Global imbalances are again beginning to raise concerns. Pressures remain in many economies around the world, says Prasad, where many economies, such as China, Japan and Germany, ride the coat-tails of the United States. In China, Prasad noted that just in the first six months of 2009 China’s state banks had pumped $1 trillion of lending into mostly state-owned enterprises. But the huge stimulus could result in a problem of overproduction that would again lead to imbalances with the need to export surplus output. Both Prasad and Allen worry that the crisis may have also incentivized emerging markets to continue with a policy of amassing huge stocks of reserves.

Allen points to countries such as Korea and some others across Asia that may have come through the crisis in good shape and avoided the large decrease in GDP and increases in unemployment experienced by other export-oriented countries. He suggests these countries will conclude, rightly, that they need more reserves. Prasad says a number of countries thought to have had vast reserves saw them depleted very quickly during the height of the crisis. Here, they both agree that changes to the international architecture—through better Asian representation at the IMF—would be helpful, but these changes need to move more quickly than they are at present.
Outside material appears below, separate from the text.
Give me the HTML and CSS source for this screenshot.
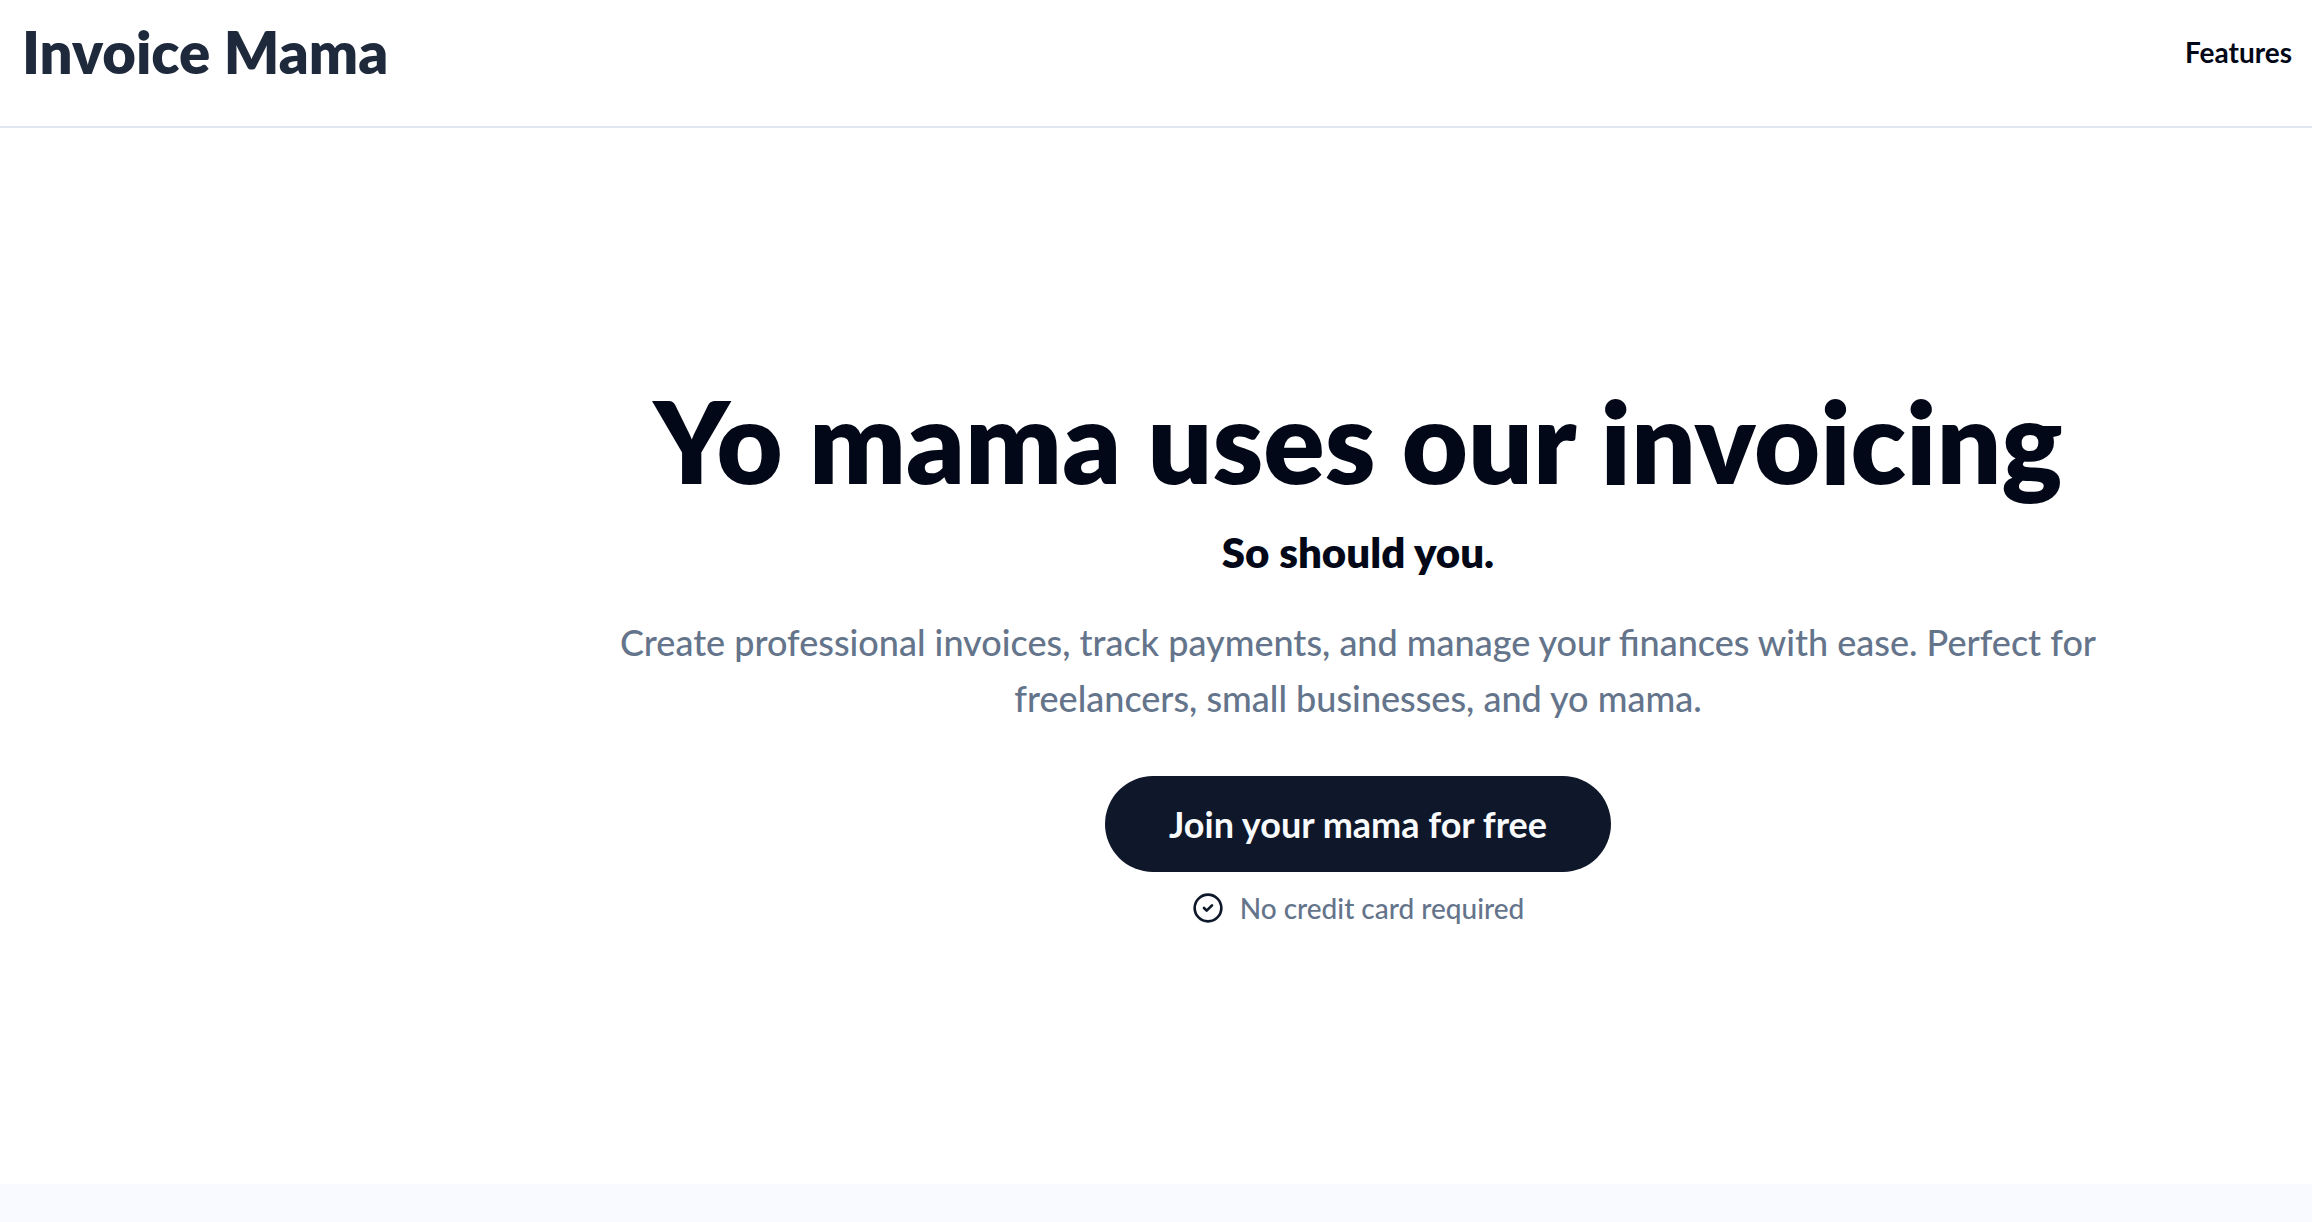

Emerging markets are moving out of the crisis with a new perspective, argues Prasad, where they now recognize better the importance of strengthening financial systems, but doing so in very limited contexts. Prasad sees a new path developing as emerging markets move forward with their financial development and broadening financial access, one that emphasizes the importance of regulation.

“Perhaps ultimately what we should hope for is a convergence of the emerging markets moving toward more sophisticated, but better regulated, financial systems and perhaps the United States move toward a less sophisticated, in some ways, but more stable financial system.” But with no agreement yet among experts on what are the optimal regulatory structures for less developed financial markets, he sees a need for a great deal of work to be done in the area.